• [The exercise]:
Skip the pictures. Reproduce all other material exactly.
******
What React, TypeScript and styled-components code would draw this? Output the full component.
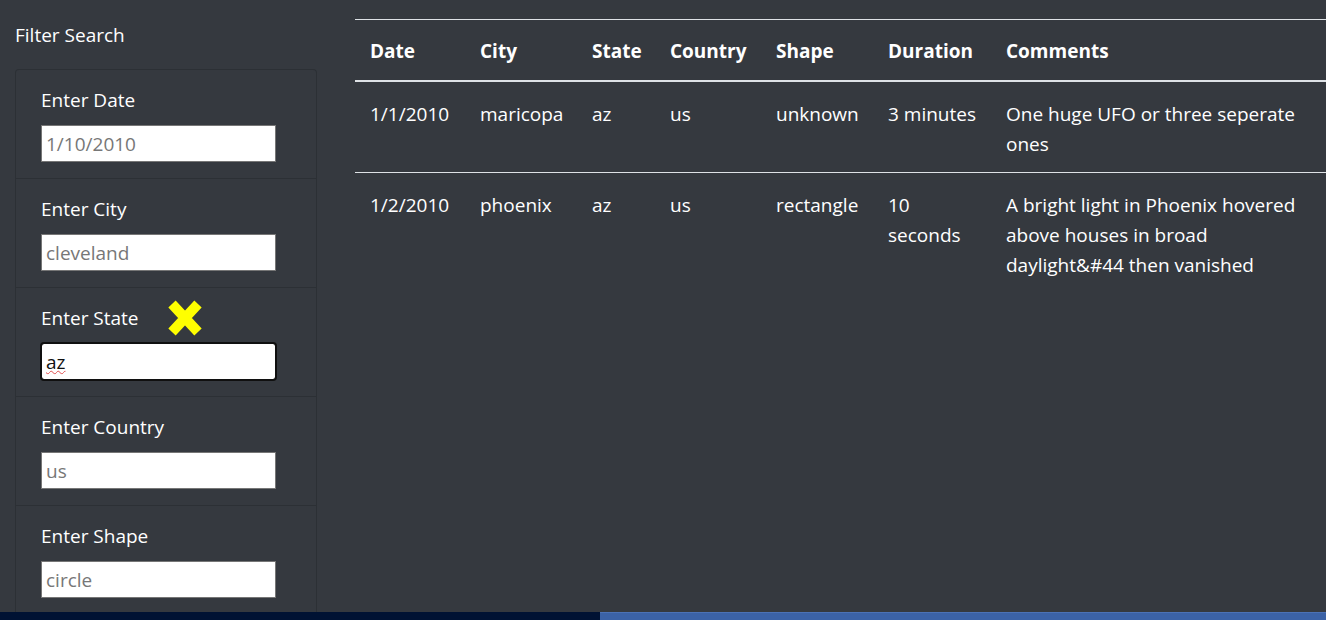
import React from 'react';
import styled, { createGlobalStyle } from 'styled-components';

const GlobalStyle = createGlobalStyle`
  html, body {
    margin: 0;
    padding: 0;
    background: #35393f;
    overflow: hidden;
  }
  body {
    font-family: 'Open Sans', 'Noto Sans', 'Liberation Sans', sans-serif;
    color: #fff;
  }
  * {
    box-sizing: border-box;
  }
`;

const Screen = styled.div`
  width: 1326px;
  height: 620px;
  display: flex;
  flex-direction: column;
  overflow: hidden;
`;

const Page = styled.div`
  flex: 1;
  min-height: 0;
  display: grid;
  grid-template-columns: 302px 1fr;
  column-gap: 38px;
  padding-left: 15px;
  background: #35393f;
  overflow: hidden;
`;

// Sidebar
const Sidebar = styled.aside`
  display: flex;
  flex-direction: column;
`;

const SidebarTitle = styled.div`
  font-size: 19px;
  line-height: 30px;
  padding-top: 20px;
  margin-bottom: 19px;
`;

const FilterList = styled.ul`
  list-style: none;
  margin: 0;
  padding: 0;
  border: 1px solid #2c3035;
  border-radius: 4px;
  border-bottom: none;
`;

const FilterItem = styled.li`
  position: relative;
  padding: 15px 25px 16px 25px;
  border-bottom: 1px solid #2c3035;
`;

const FilterLabel = styled.label`
  display: block;
  font-size: 19px;
  line-height: 30px;
  margin-bottom: 10px;
  color: #fff;
`;

const FilterInput = styled.input<{ $focused?: boolean }>`
  display: block;
  width: 235px;
  height: 37px;
  padding: 0 4px;
  font-family: inherit;
  font-size: 19px;
  color: #111;
  background: #fff;
  border: 1px solid #767676;
  border-radius: ${p => (p.$focused ? '3px' : '0')};
  outline: ${p => (p.$focused ? '2px solid #101010' : 'none')};
  outline-offset: -1px;
  text-decoration: ${p => (p.$focused ? 'underline wavy #e05050' : 'none')};
  text-decoration-thickness: 1px;
  text-underline-offset: 1px;

  &::placeholder {
    color: #777;
  }
`;

const Marker = styled.svg`
  position: absolute;
  left: 151px;
  top: 11px;
`;

// Table
const Main = styled.main`
  padding-top: 19px;
  overflow: hidden;
`;

const Table = styled.table`
  width: 971px;
  table-layout: fixed;
  border-collapse: collapse;
  font-size: 19px;
  line-height: 30px;
  color: #fff;
`;

const HeadCell = styled.th`
  text-align: left;
  font-weight: 700;
  padding: 16px 15px 14px;
  border-top: 1px solid #dee2e6;
  border-bottom: 2px solid #dee2e6;
  vertical-align: bottom;
`;

const Row = styled.tr`
  border-bottom: 1px solid #dee2e6;

  &:last-child {
    border-bottom: none;
  }
`;

const Cell = styled.td`
  padding: 17px 15px 13px;
  vertical-align: top;
`;

// Bottom strip
const StatusStrip = styled.div`
  height: 8px;
  display: grid;
  grid-template-columns: 600px 1fr;
`;

const StripLeft = styled.div`
  background: #001233;
`;

const StripRight = styled.div`
  background: #3b62a6;
  border-top: 1px solid #4b72b6;
`;

const columns = [
  { label: 'Date', width: 110 },
  { label: 'City', width: 112 },
  { label: 'State', width: 78 },
  { label: 'Country', width: 106 },
  { label: 'Shape', width: 112 },
  { label: 'Duration', width: 118 },
  { label: 'Comments', width: 335 },
];

const sightings = [
  ['1/1/2010', 'maricopa', 'az', 'us', 'unknown', '3 minutes', 'One huge UFO or three seperate ones'],
  [
    '1/2/2010',
    'phoenix',
    'az',
    'us',
    'rectangle',
    '10 seconds',
    'A bright light in Phoenix hovered above houses in broad daylight&#44 then vanished',
  ],
];

const filters = [
  { label: 'Enter Date', placeholder: '1/10/2010' },
  { label: 'Enter City', placeholder: 'cleveland' },
  { label: 'Enter State', placeholder: 'CA', value: 'az', focused: true },
  { label: 'Enter Country', placeholder: 'us' },
  { label: 'Enter Shape', placeholder: 'circle' },
];

export default function App() {
  return (
    <>
      <GlobalStyle />
      <Screen>
        <Page>
          <Sidebar>
            <SidebarTitle>Filter Search</SidebarTitle>
            <FilterList>
              {filters.map(f => (
                <FilterItem key={f.label}>
                  <FilterLabel>{f.label}</FilterLabel>
                  <FilterInput
                    placeholder={f.placeholder}
                    defaultValue={f.value}
                    $focused={f.focused}
                  />
                  {f.focused && (
                    <Marker width="36" height="38" viewBox="0 0 36 38">
                      <path d="M5 5 L31 33 M31 5 L5 33" stroke="#ffff00" strokeWidth="10" />
                    </Marker>
                  )}
                </FilterItem>
              ))}
            </FilterList>
          </Sidebar>
          <Main>
            <Table>
              <colgroup>
                {columns.map(c => (
                  <col key={c.label} style={{ width: c.width }} />
                ))}
              </colgroup>
              <thead>
                <tr>
                  {columns.map(c => (
                    <HeadCell key={c.label}>{c.label}</HeadCell>
                  ))}
                </tr>
              </thead>
              <tbody>
                {sightings.map((row, i) => (
                  <Row key={i}>
                    {row.map((v, j) => (
                      <Cell key={j}>{v}</Cell>
                    ))}
                  </Row>
                ))}
              </tbody>
            </Table>
          </Main>
        </Page>
        <StatusStrip>
          <StripLeft />
          <StripRight />
        </StatusStrip>
      </Screen>
    </>
  );
}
******
• [Response to the exercise]:
What React, TypeScript and styled-components code would draw this? Output the full component.
import React from 'react';
import styled, { createGlobalStyle } from 'styled-components';

const GlobalStyle = createGlobalStyle`
  html, body {
    margin: 0;
    padding: 0;
    background: #35393f;
    overflow: hidden;
  }
  body {
    font-family: 'Open Sans', 'Noto Sans', 'Liberation Sans', sans-serif;
    color: #fff;
  }
  * {
    box-sizing: border-box;
  }
`;

const Screen = styled.div`
  width: 1326px;
  height: 620px;
  display: flex;
  flex-direction: column;
  overflow: hidden;
`;

const Page = styled.div`
  flex: 1;
  min-height: 0;
  display: grid;
  grid-template-columns: 302px 1fr;
  column-gap: 38px;
  padding-left: 15px;
  background: #35393f;
  overflow: hidden;
`;

// Sidebar
const Sidebar = styled.aside`
  display: flex;
  flex-direction: column;
`;

const SidebarTitle = styled.div`
  font-size: 19px;
  line-height: 30px;
  padding-top: 20px;
  margin-bottom: 19px;
`;

const FilterList = styled.ul`
  list-style: none;
  margin: 0;
  padding: 0;
  border: 1px solid #2c3035;
  border-radius: 4px;
  border-bottom: none;
`;

const FilterItem = styled.li`
  position: relative;
  padding: 15px 25px 16px 25px;
  border-bottom: 1px solid #2c3035;
`;

const FilterLabel = styled.label`
  display: block;
  font-size: 19px;
  line-height: 30px;
  margin-bottom: 10px;
  color: #fff;
`;

const FilterInput = styled.input<{ $focused?: boolean }>`
  display: block;
  width: 235px;
  height: 37px;
  padding: 0 4px;
  font-family: inherit;
  font-size: 19px;
  color: #111;
  background: #fff;
  border: 1px solid #767676;
  border-radius: ${p => (p.$focused ? '3px' : '0')};
  outline: ${p => (p.$focused ? '2px solid #101010' : 'none')};
  outline-offset: -1px;
  text-decoration: ${p => (p.$focused ? 'underline wavy #e05050' : 'none')};
  text-decoration-thickness: 1px;
  text-underline-offset: 1px;

  &::placeholder {
    color: #777;
  }
`;

const Marker = styled.svg`
  position: absolute;
  left: 151px;
  top: 11px;
`;

// Table
const Main = styled.main`
  padding-top: 19px;
  overflow: hidden;
`;

const Table = styled.table`
  width: 971px;
  table-layout: fixed;
  border-collapse: collapse;
  font-size: 19px;
  line-height: 30px;
  color: #fff;
`;

const HeadCell = styled.th`
  text-align: left;
  font-weight: 700;
  padding: 16px 15px 14px;
  border-top: 1px solid #dee2e6;
  border-bottom: 2px solid #dee2e6;
  vertical-align: bottom;
`;

const Row = styled.tr`
  border-bottom: 1px solid #dee2e6;

  &:last-child {
    border-bottom: none;
  }
`;

const Cell = styled.td`
  padding: 17px 15px 13px;
  vertical-align: top;
`;

// Bottom strip
const StatusStrip = styled.div`
  height: 8px;
  display: grid;
  grid-template-columns: 600px 1fr;
`;

const StripLeft = styled.div`
  background: #001233;
`;

const StripRight = styled.div`
  background: #3b62a6;
  border-top: 1px solid #4b72b6;
`;

const columns = [
  { label: 'Date', width: 110 },
  { label: 'City', width: 112 },
  { label: 'State', width: 78 },
  { label: 'Country', width: 106 },
  { label: 'Shape', width: 112 },
  { label: 'Duration', width: 118 },
  { label: 'Comments', width: 335 },
];

const sightings = [
  ['1/1/2010', 'maricopa', 'az', 'us', 'unknown', '3 minutes', 'One huge UFO or three seperate ones'],
  [
    '1/2/2010',
    'phoenix',
    'az',
    'us',
    'rectangle',
    '10 seconds',
    'A bright light in Phoenix hovered above houses in broad daylight&#44 then vanished',
  ],
];

const filters = [
  { label: 'Enter Date', placeholder: '1/10/2010' },
  { label: 'Enter City', placeholder: 'cleveland' },
  { label: 'Enter State', placeholder: 'CA', value: 'az', focused: true },
  { label: 'Enter Country', placeholder: 'us' },
  { label: 'Enter Shape', placeholder: 'circle' },
];

export default function App() {
  return (
    <>
      <GlobalStyle />
      <Screen>
        <Page>
          <Sidebar>
            <SidebarTitle>Filter Search</SidebarTitle>
            <FilterList>
              {filters.map(f => (
                <FilterItem key={f.label}>
                  <FilterLabel>{f.label}</FilterLabel>
                  <FilterInput
                    placeholder={f.placeholder}
                    defaultValue={f.value}
                    $focused={f.focused}
                  />
                  {f.focused && (
                    <Marker width="36" height="38" viewBox="0 0 36 38">
                      <path d="M5 5 L31 33 M31 5 L5 33" stroke="#ffff00" strokeWidth="10" />
                    </Marker>
                  )}
                </FilterItem>
              ))}
            </FilterList>
          </Sidebar>
          <Main>
            <Table>
              <colgroup>
                {columns.map(c => (
                  <col key={c.label} style={{ width: c.width }} />
                ))}
              </colgroup>
              <thead>
                <tr>
                  {columns.map(c => (
                    <HeadCell key={c.label}>{c.label}</HeadCell>
                  ))}
                </tr>
              </thead>
              <tbody>
                {sightings.map((row, i) => (
                  <Row key={i}>
                    {row.map((v, j) => (
                      <Cell key={j}>{v}</Cell>
                    ))}
                  </Row>
                ))}
              </tbody>
            </Table>
          </Main>
        </Page>
        <StatusStrip>
          <StripLeft />
          <StripRight />
        </StatusStrip>
      </Screen>
    </>
  );
}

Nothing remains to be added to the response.